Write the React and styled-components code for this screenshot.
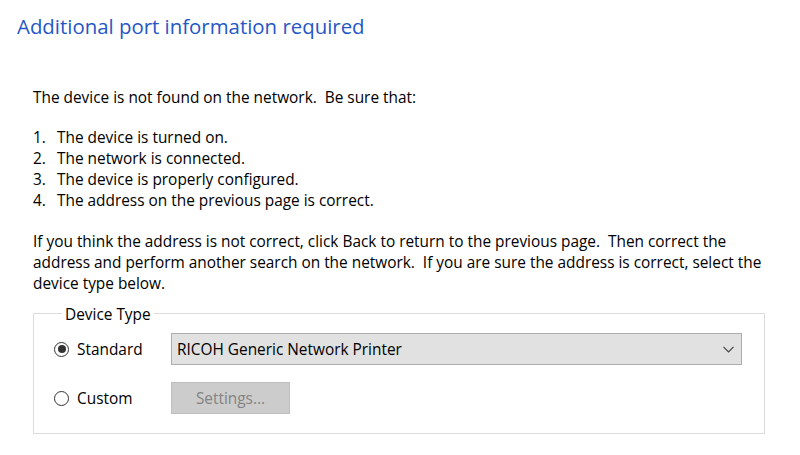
import React, { useState } from 'react'
import styled, { createGlobalStyle } from 'styled-components'

const GlobalStyle = createGlobalStyle`
  html, body {
    margin: 0;
    padding: 0;
    background: #ffffff;
  }
  body {
    font-family: 'Open Sans', 'Noto Sans', sans-serif;
    color: #000000;
  }
`

const Page = styled.div`
  width: 800px;
  height: 455px;
  padding-top: 12px;
  box-sizing: border-box;
  overflow: hidden;
`

const Title = styled.h1`
  margin: 0 0 0 17px;
  font-size: 20.4px;
  line-height: 28px;
  font-weight: 400;
  color: #2457c5;
`

const Body = styled.div`
  padding: 0 35px 0 33px;
  font-size: 15.4px;
  line-height: 21px;
`

const Intro = styled.p`
  margin: 47px 0 0;
`

const Checklist = styled.ol`
  margin: 19px 0 0;
  padding: 0;
  list-style: none;
`

const CheckItem = styled.li`
  display: flex;
  > span.num {
    width: 24px;
    flex-shrink: 0;
  }
`

const Advice = styled.p`
  margin: 20px 0 0;
`

const GroupBox = styled.fieldset`
  margin: 9px 0 0;
  padding: 10px 22px 19px 20px;
  border: 1px solid #dcdcdc;
  display: grid;
  grid-template-columns: 117px 1fr;
  row-gap: 17px;
  align-items: center;
`

const Legend = styled.legend`
  margin-left: 8px;
  padding: 0 3px;
  line-height: 20px;
  transform: translateY(2px);
`

const RadioLabel = styled.label`
  display: flex;
  align-items: center;
  gap: 8px;
  cursor: default;
`

const RadioDot = styled.span`
  width: 15px;
  height: 15px;
  box-sizing: border-box;
  border: 1px solid #333333;
  border-radius: 50%;
  display: flex;
  align-items: center;
  justify-content: center;
  &::after {
    content: '';
    width: 8px;
    height: 8px;
    border-radius: 50%;
    background: #333333;
    display: ${p => (p.$checked ? 'block' : 'none')};
  }
`

const Dropdown = styled.div`
  height: 32px;
  box-sizing: border-box;
  border: 1px solid #adadad;
  background: #e1e1e1;
  display: flex;
  align-items: center;
  justify-content: space-between;
  padding: 0 7px 0 5px;
`

const SettingsButton = styled.button`
  width: 119px;
  height: 32px;
  border: 1px solid #bfbfbf;
  background: #cccccc;
  color: #838383;
  font-family: inherit;
  font-size: 15.4px;
  padding: 0;
  justify-self: start;
`

const Chevron = () => (
  <svg width="11" height="7" viewBox="0 0 11 7">
    <path d="M0.5 0.8 L5.5 5.8 L10.5 0.8" fill="none" stroke="#444" strokeWidth="1.2" />
  </svg>
)

const checks = [
  'The device is turned on.',
  'The network is connected.',
  'The device is properly configured.',
  'The address on the previous page is correct.'
]

export default function App() {
  const [type, setType] = useState('standard')

  return (
    <>
      <GlobalStyle />
      <Page>
        <Title>Additional port information required</Title>
        <Body>
          <Intro>The device is not found on the network.&nbsp; Be sure that:</Intro>
          <Checklist>
            {checks.map((c, i) => (
              <CheckItem key={i}>
                <span className="num">{i + 1}.</span>
                <span>{c}</span>
              </CheckItem>
            ))}
          </Checklist>
          <Advice>
            If you think the address is not correct, click Back to return to the previous page.&nbsp; Then correct the
            address and perform another search on the network.&nbsp; If you are sure the address is correct, select the
            device type below.
          </Advice>
          <GroupBox>
            <Legend>Device Type</Legend>
            <RadioLabel onClick={() => setType('standard')}>
              <RadioDot $checked={type === 'standard'} />
              Standard
            </RadioLabel>
            <Dropdown>
              <span>RICOH Generic Network Printer</span>
              <Chevron />
            </Dropdown>
            <RadioLabel onClick={() => setType('custom')}>
              <RadioDot $checked={type === 'custom'} />
              Custom
            </RadioLabel>
            <SettingsButton disabled={type !== 'custom'}>Settings...</SettingsButton>
          </GroupBox>
        </Body>
      </Page>
    </>
  )
}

==================================================

### OBJECTIVE
Write the material out again exactly as it appears, dropping the pictures.

### OUTPUT FOR THIS TASK
Write the React and styled-components code for this screenshot.
import React, { useState } from 'react'
import styled, { createGlobalStyle } from 'styled-components'

const GlobalStyle = createGlobalStyle`
  html, body {
    margin: 0;
    padding: 0;
    background: #ffffff;
  }
  body {
    font-family: 'Open Sans', 'Noto Sans', sans-serif;
    color: #000000;
  }
`

const Page = styled.div`
  width: 800px;
  height: 455px;
  padding-top: 12px;
  box-sizing: border-box;
  overflow: hidden;
`

const Title = styled.h1`
  margin: 0 0 0 17px;
  font-size: 20.4px;
  line-height: 28px;
  font-weight: 400;
  color: #2457c5;
`

const Body = styled.div`
  padding: 0 35px 0 33px;
  font-size: 15.4px;
  line-height: 21px;
`

const Intro = styled.p`
  margin: 47px 0 0;
`

const Checklist = styled.ol`
  margin: 19px 0 0;
  padding: 0;
  list-style: none;
`

const CheckItem = styled.li`
  display: flex;
  > span.num {
    width: 24px;
    flex-shrink: 0;
  }
`

const Advice = styled.p`
  margin: 20px 0 0;
`

const GroupBox = styled.fieldset`
  margin: 9px 0 0;
  padding: 10px 22px 19px 20px;
  border: 1px solid #dcdcdc;
  display: grid;
  grid-template-columns: 117px 1fr;
  row-gap: 17px;
  align-items: center;
`

const Legend = styled.legend`
  margin-left: 8px;
  padding: 0 3px;
  line-height: 20px;
  transform: translateY(2px);
`

const RadioLabel = styled.label`
  display: flex;
  align-items: center;
  gap: 8px;
  cursor: default;
`

const RadioDot = styled.span`
  width: 15px;
  height: 15px;
  box-sizing: border-box;
  border: 1px solid #333333;
  border-radius: 50%;
  display: flex;
  align-items: center;
  justify-content: center;
  &::after {
    content: '';
    width: 8px;
    height: 8px;
    border-radius: 50%;
    background: #333333;
    display: ${p => (p.$checked ? 'block' : 'none')};
  }
`

const Dropdown = styled.div`
  height: 32px;
  box-sizing: border-box;
  border: 1px solid #adadad;
  background: #e1e1e1;
  display: flex;
  align-items: center;
  justify-content: space-between;
  padding: 0 7px 0 5px;
`

const SettingsButton = styled.button`
  width: 119px;
  height: 32px;
  border: 1px solid #bfbfbf;
  background: #cccccc;
  color: #838383;
  font-family: inherit;
  font-size: 15.4px;
  padding: 0;
  justify-self: start;
`

const Chevron = () => (
  <svg width="11" height="7" viewBox="0 0 11 7">
    <path d="M0.5 0.8 L5.5 5.8 L10.5 0.8" fill="none" stroke="#444" strokeWidth="1.2" />
  </svg>
)

const checks = [
  'The device is turned on.',
  'The network is connected.',
  'The device is properly configured.',
  'The address on the previous page is correct.'
]

export default function App() {
  const [type, setType] = useState('standard')

  return (
    <>
      <GlobalStyle />
      <Page>
        <Title>Additional port information required</Title>
        <Body>
          <Intro>The device is not found on the network.&nbsp; Be sure that:</Intro>
          <Checklist>
            {checks.map((c, i) => (
              <CheckItem key={i}>
                <span className="num">{i + 1}.</span>
                <span>{c}</span>
              </CheckItem>
            ))}
          </Checklist>
          <Advice>
            If you think the address is not correct, click Back to return to the previous page.&nbsp; Then correct the
            address and perform another search on the network.&nbsp; If you are sure the address is correct, select the
            device type below.
          </Advice>
          <GroupBox>
            <Legend>Device Type</Legend>
            <RadioLabel onClick={() => setType('standard')}>
              <RadioDot $checked={type === 'standard'} />
              Standard
            </RadioLabel>
            <Dropdown>
              <span>RICOH Generic Network Printer</span>
              <Chevron />
            </Dropdown>
            <RadioLabel onClick={() => setType('custom')}>
              <RadioDot $checked={type === 'custom'} />
              Custom
            </RadioLabel>
            <SettingsButton disabled={type !== 'custom'}>Settings...</SettingsButton>
          </GroupBox>
        </Body>
      </Page>
    </>
  )
}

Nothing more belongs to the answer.